Tesla press release, May 15

So that was the something else. What a difference a week makes. Tesla Motors’ announcement yesterday that it would seek to raise nearly a billion dollars through a stock sale and debt offering may well be a make-or-break moment for the high-flying electric carmaker as it tries to springboard from a niche player selling a single model to an electron-age Ford.

Tesla chief executive Elon Musk will also pony up $100 million to buy his company’s stock in a private placement. All in all, Tesla could raise as much as $830 million to pay off the remaining $452.4 million balance on a federal government loan that helped financed the production of its Model S luxury sports sedan.

What’s left would be used for “general corporate purposes,” according to Tesla. That would provide a comfortable cash cushion for the upcoming production of the company’s Model X sport utility vehicle as well as for it to develop a cheaper third-generation electric car.

And a healthy bank balance would help insulate Tesla from the wild swings in its share price as short-sellers bet that Tesla will go the way of DeLorean and other failed car startups. That hasn’t been working out too well for the shorts (who borrow stocks to sell and then buy back later in the hope that their price will have dropped in the meantime). Tesla’s stock has been on a tear in the wake of its first profitable quarter and news that Consumer Reports awarded the Model S its highest-ever automobile rating. The stock offering has only added to the shorts’ misery: Tesla shares were up nearly 8% this morning to $91.26, giving the company a market cap of $10.4 billion.

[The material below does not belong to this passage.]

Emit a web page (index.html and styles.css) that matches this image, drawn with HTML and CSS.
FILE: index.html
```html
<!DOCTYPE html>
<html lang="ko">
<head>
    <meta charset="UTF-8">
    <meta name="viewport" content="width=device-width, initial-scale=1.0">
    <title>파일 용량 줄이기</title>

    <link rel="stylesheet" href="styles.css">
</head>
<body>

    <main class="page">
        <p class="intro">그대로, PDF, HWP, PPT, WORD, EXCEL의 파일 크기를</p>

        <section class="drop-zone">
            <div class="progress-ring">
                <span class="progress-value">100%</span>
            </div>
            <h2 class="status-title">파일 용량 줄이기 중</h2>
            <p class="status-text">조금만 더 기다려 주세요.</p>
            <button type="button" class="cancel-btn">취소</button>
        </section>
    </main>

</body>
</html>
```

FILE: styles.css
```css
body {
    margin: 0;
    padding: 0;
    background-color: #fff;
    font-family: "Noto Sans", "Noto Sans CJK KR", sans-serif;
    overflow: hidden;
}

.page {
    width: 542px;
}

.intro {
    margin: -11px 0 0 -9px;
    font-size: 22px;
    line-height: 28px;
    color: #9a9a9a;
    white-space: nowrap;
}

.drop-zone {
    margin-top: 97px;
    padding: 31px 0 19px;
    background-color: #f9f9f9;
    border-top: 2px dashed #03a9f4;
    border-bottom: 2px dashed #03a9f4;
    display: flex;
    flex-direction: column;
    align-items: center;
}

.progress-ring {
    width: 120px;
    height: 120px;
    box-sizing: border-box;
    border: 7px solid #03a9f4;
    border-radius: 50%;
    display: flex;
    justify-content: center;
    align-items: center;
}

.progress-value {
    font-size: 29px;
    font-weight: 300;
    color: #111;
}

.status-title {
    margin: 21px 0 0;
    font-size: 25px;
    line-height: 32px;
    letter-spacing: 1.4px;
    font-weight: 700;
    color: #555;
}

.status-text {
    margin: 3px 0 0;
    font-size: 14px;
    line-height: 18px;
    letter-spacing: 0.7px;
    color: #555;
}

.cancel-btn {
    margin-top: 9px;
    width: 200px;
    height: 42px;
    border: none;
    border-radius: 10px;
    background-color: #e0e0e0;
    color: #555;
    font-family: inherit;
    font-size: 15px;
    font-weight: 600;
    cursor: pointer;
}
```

But Tesla will be trading debt to the government for debt to the market, which may be well less forgiving should the automaker falter. The company faces twice-yearly interest payments on the $450 million in convertible notes, which come due in 2018. It will then have to pay the notes off or convert them to stock, which will dilute existing shareholders.

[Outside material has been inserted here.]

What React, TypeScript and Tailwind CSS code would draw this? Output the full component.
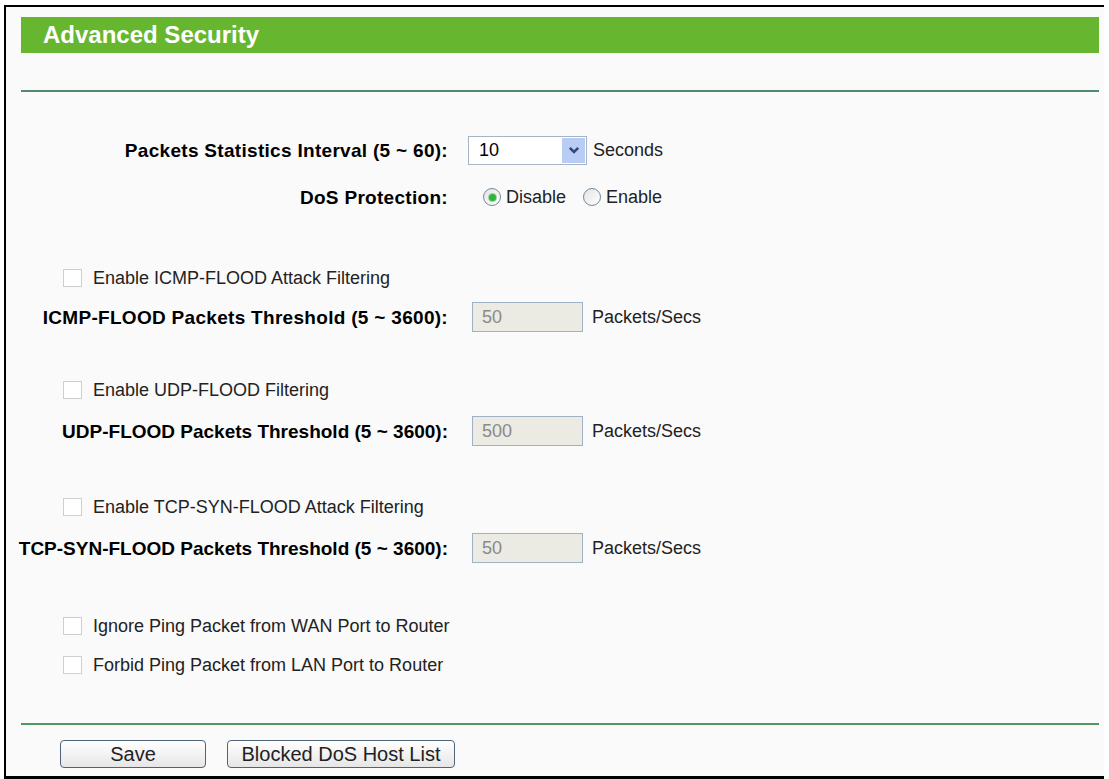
import React from "react";

const font = { fontFamily: '"Liberation Sans", Arial, sans-serif' };

function Checkbox() {
  return <span className="inline-block w-[19px] h-[18px] border border-[#cfcfcf] bg-white shrink-0" />;
}

function Radio({ checked }: { checked?: boolean }) {
  return (
    <span className="inline-flex items-center justify-center w-[18px] h-[18px] rounded-full border border-[#6f8aa0] bg-gradient-to-br from-[#e4e4e4] to-white shrink-0">
      {checked && <span className="w-[7px] h-[7px] rounded-full bg-[#2fb53b] ring-1 ring-[#9bd09f]" />}
    </span>
  );
}

function CbRow({ text, mt }: { text: string; mt: string }) {
  return (
    <div className={`flex items-center h-[24px] pl-[42px] ${mt}`}>
      <Checkbox />
      <span className="ml-[11px] text-[18px] text-[#222] leading-none">{text}</span>
    </div>
  );
}

function Label({ children, track }: { children: React.ReactNode; track?: boolean }) {
  return (
    <div className="w-[427px] shrink-0 flex justify-end">
      <span className={`font-bold text-[19px] text-black whitespace-nowrap leading-none ${track ? "tracking-[0.3px]" : ""}`}>{children}</span>
    </div>
  );
}

function ThrRow({ label, value, mt, track }: { label: string; value: string; mt: string; track?: boolean }) {
  return (
    <div className={`flex items-center h-[30px] ${mt}`}>
      <Label track={track}>{label}</Label>
      <div className="ml-[24px] w-[111px] h-[30px] border border-[#9fb1c2] bg-[#ebebe4] text-[#8a8a8a] text-[18px] flex items-center pl-[9px]">{value}</div>
      <span className="ml-[9px] text-[18px] text-[#222] leading-none">Packets/Secs</span>
    </div>
  );
}

export default function App() {
  return (
    <div className="w-[1109px] h-[779px] bg-white overflow-hidden" style={font}>
      <div className="ml-[4px] mt-[5px] w-[1100px] h-[774px] border-l-2 border-t-2 border-b-[3px] border-black bg-[#fafafa] pl-[15px] pt-[10px]">
        <div className="w-[1078px]">
          <div className="h-[36px] bg-[#66b72f] flex items-center pl-[22px]">
            <span className="text-white font-bold text-[24px] leading-none">Advanced Security</span>
          </div>
          <div className="mt-[37px] h-[2px] bg-[#4e8a6b]" />

          <div className="flex items-center h-[30px] mt-[43px]">
            <Label track>Packets Statistics Interval (5 ~ 60):</Label>
            <div className="ml-[20px] w-[119px] h-[29px] border border-[#a7b4c2] bg-white flex items-center pr-[1px]">
              <span className="flex-1 pl-[10px] text-[18px] text-black leading-none">10</span>
              <span className="w-[23px] h-[25px] bg-[#b9ccf3] flex items-center justify-center">
                <svg width="12" height="9" viewBox="0 0 12 9">
                  <path d="M1.8 1.8 L6 6 L10.2 1.8" fill="none" stroke="#33487f" strokeWidth="2.6" />
                </svg>
              </span>
            </div>
            <span className="ml-[6px] text-[18px] text-[#222] leading-none">Seconds</span>
          </div>

          <div className="flex items-center h-[24px] mt-[20px]">
            <Label track>DoS Protection:</Label>
            <div className="ml-[35px] flex items-center">
              <Radio checked />
              <span className="ml-[5px] text-[18px] text-[#222] leading-none">Disable</span>
              <span className="ml-[17px]" />
              <Radio />
              <span className="ml-[5px] text-[18px] text-[#222] leading-none">Enable</span>
            </div>
          </div>

          <CbRow text="Enable ICMP-FLOOD Attack Filtering" mt="mt-[57px]" />
          <ThrRow label="ICMP-FLOOD Packets Threshold (5 ~ 3600):" value="50" mt="mt-[12px]" track />

          <CbRow text="Enable UDP-FLOOD Filtering" mt="mt-[46px]" />
          <ThrRow label="UDP-FLOOD Packets Threshold (5 ~ 3600):" value="500" mt="mt-[14px]" />

          <CbRow text="Enable TCP-SYN-FLOOD Attack Filtering" mt="mt-[49px]" />
          <ThrRow label="TCP-SYN-FLOOD Packets Threshold (5 ~ 3600):" value="50" mt="mt-[14px]" />

          <CbRow text="Ignore Ping Packet from WAN Port to Router" mt="mt-[51px]" />
          <CbRow text="Forbid Ping Packet from LAN Port to Router" mt="mt-[15px]" />

          <div className="mt-[46px] h-[2px] bg-[#4e9a62]" />

          <div className="flex items-center mt-[15px] pl-[39px] gap-[21px]">
            <button className="w-[146px] h-[28px] rounded-[4px] border border-[#4f6478] bg-gradient-to-b from-white to-[#e6e6e6] text-[20px] leading-none text-[#222]">Save</button>
            <button className="w-[228px] h-[28px] rounded-[4px] border border-[#4f6478] bg-gradient-to-b from-white to-[#e6e6e6] text-[20px] leading-none text-[#222]">Blocked DoS Host List</button>
          </div>
        </div>
      </div>
    </div>
  );
}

One thing is for sure. What’s good for Tesla is good for Goldman Sachs. The Wall Street firm is the lead underwriter for Tesla’s debt offerings and its bank is lending Musk the money for his $100 million purchase of company stock, according to the prospectus. Goldman Sachs is also profiting from another of Musk’s ventures—today it said it would finance $500 million in new solar projects for SolarCity, an installer of rooftop solar panels, where he serves as chairman.